Moreover, Labour is favoured by one surprise consequence of Brexit. Many people forecast that Brexit would make the region of Scotland fight for and win a referendum on independence, for Scots had voted clearly to stay in the EU. In fact, the Scottish National Party, which has run the semi-autonomous region of Scotland for 17 years, is now deeply discredited, which should allow Labour to win back many Scottish parliamentary seats from the Nationalists, cushioning its national majority even if its overall poll lead narrows. A second, less surprising consequence of Brexit may also help Labour: the Conservative vote is now going to be fought for by the successor to UKIP, the Reform Party, which will split the Tory vote in many seats, making even the safest Conservative incumbents vulnerable on July 4th.
What would a Labour government do in office?
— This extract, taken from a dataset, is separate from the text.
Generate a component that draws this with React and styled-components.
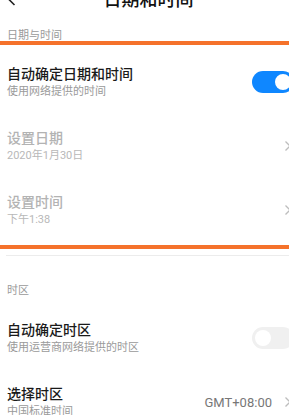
import React from "react";
import styled, { createGlobalStyle } from "styled-components";

const GlobalStyle = createGlobalStyle`
  html, body {
    margin: 0;
    padding: 0;
    overflow: hidden;
    background: #fff;
  }
`;

const Page = styled.div`
  width: 297px;
  font-family: Roboto, "Noto Sans CJK SC", sans-serif;
  color: #1a1a1a;
`;

const Header = styled.div`
  height: 36px;
  margin-top: -18px;
  display: grid;
  grid-template-columns: 40px 1fr 40px;
  align-items: center;
`;

const BackButton = styled.div`
  display: flex;
  align-items: center;
  padding-left: 7px;
  margin-top: -3px;
`;

const HeaderTitle = styled.div`
  text-align: center;
  font-size: 18px;
  font-weight: 500;
  line-height: 36px;
  color: #111;
`;

const SectionLabel = styled.div`
  padding: ${(p) => p.$top}px 7px 0;
  margin-bottom: ${(p) => p.$bottom || 0}px;
  font-size: 11px;
  line-height: 11px;
  color: #9a9a9a;
`;

const Framed = styled.section`
  border-top: 4px solid #f5722b;
  border-bottom: 4px solid #f5722b;
  padding: 5px 0 3px;
`;

const Row = styled.div`
  height: 64px;
  display: flex;
  align-items: center;
  justify-content: space-between;
  padding: 0 3px 0 7px;
`;

const TextBlock = styled.div`
  display: flex;
  flex-direction: column;
  gap: 2px;
`;

const Title = styled.div`
  font-size: 14px;
  line-height: 18px;
  font-weight: 500;
  color: ${(p) => (p.$disabled ? "#b3b3b3" : "#1a1a1a")};
`;

const Sub = styled.div`
  font-size: 11px;
  line-height: 14px;
  color: ${(p) => (p.$disabled ? "#b8b8b8" : "#9a9a9a")};
`;

const Toggle = styled.div`
  width: 42px;
  height: 22px;
  box-sizing: border-box;
  border-radius: 11px;
  padding: 3px;
  display: flex;
  align-items: center;
  justify-content: ${(p) => (p.$on ? "flex-end" : "flex-start")};
  background: ${(p) => (p.$on ? "#0f87ff" : "#f0f0f0")};
`;

const Knob = styled.div`
  width: 16px;
  height: 16px;
  border-radius: 50%;
  background: #fff;
`;

const Trailing = styled.div`
  display: flex;
  align-items: center;
  gap: 12px;
`;

const Value = styled.span`
  font-size: 13px;
  color: #777;
`;

const Divider = styled.div`
  height: 1px;
  background: #ececec;
  margin: 6px 0 0 6px;
`;

const Chevron = () => (
  <svg width="8" height="12" viewBox="0 0 8 12" style={{ marginRight: 2 }}>
    <path d="M1.5 1.5 L6 6 L1.5 10.5" fill="none" stroke="#bdbdbd" strokeWidth="1.3" />
  </svg>
);

const BackArrow = () => (
  <svg width="9" height="14" viewBox="0 0 9 14">
    <path d="M7.5 1 L1.5 7 L7.5 13" fill="none" stroke="#222" strokeWidth="1.6" />
  </svg>
);

const SettingRow = ({ title, sub, disabled, children }) => (
  <Row>
    <TextBlock>
      <Title $disabled={disabled}>{title}</Title>
      <Sub $disabled={disabled}>{sub}</Sub>
    </TextBlock>
    {children}
  </Row>
);

export default function App() {
  return (
    <Page>
      <GlobalStyle />
      <Header>
        <BackButton>
          <BackArrow />
        </BackButton>
        <HeaderTitle>日期和时间</HeaderTitle>
        <div />
      </Header>

      <SectionLabel $top={12}>日期与时间</SectionLabel>
      <Framed>
        <SettingRow title="自动确定日期和时间" sub="使用网络提供的时间">
          <Toggle $on>
            <Knob />
          </Toggle>
        </SettingRow>
        <SettingRow title="设置日期" sub="2020年1月30日" disabled>
          <Chevron />
        </SettingRow>
        <SettingRow title="设置时间" sub="下午1:38" disabled>
          <Chevron />
        </SettingRow>
      </Framed>
      <Divider />

      <SectionLabel $top={29} $bottom={10}>时区</SectionLabel>
      <SettingRow title="自动确定时区" sub="使用运营商网络提供的时区">
        <Toggle>
          <Knob />
        </Toggle>
      </SettingRow>
      <SettingRow title="选择时区" sub="中国标准时间">
        <Trailing>
          <Value>GMT+08:00</Value>
          <Chevron />
        </Trailing>
      </SettingRow>
    </Page>
  );
}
Its leader, Sir Keir Starmer, is an uncharismatic but decent and clever former public prosecutor, and that boringness will be seen as a virtue by the public and by international investors. Second, despite having limited room for fiscal manoeuvre, Labour will try to reallocate spending back towards welfare, public services and the green transition. Third, he will stick to a pro-NATO, anti-Russia foreign and defence policy, free of some of the ideologically driven anti-Europeanism of the Conservatives. This will become especially important if Donald Trump wins the US election in November.
As for every western country, Starmer’s most difficult task will be on immigration. For sure, he will cancel the Conservatives’ expensive and rather bonkers plan to send asylum-seekers to Rwanda, a plan which has made the policy of Italy’s Giorgia Meloni (involving an asylum-processing centre in Albania, but keeping carefully inside international law) look moderate and sane. But what will he do instead? He will try to make legal routes for immigration stronger and more rigorous. He will try to do a better deal with France about policing the people-smuggling criminal gangs on both sides of the English Channel. But there is no magic solution. Let’s wish him luck.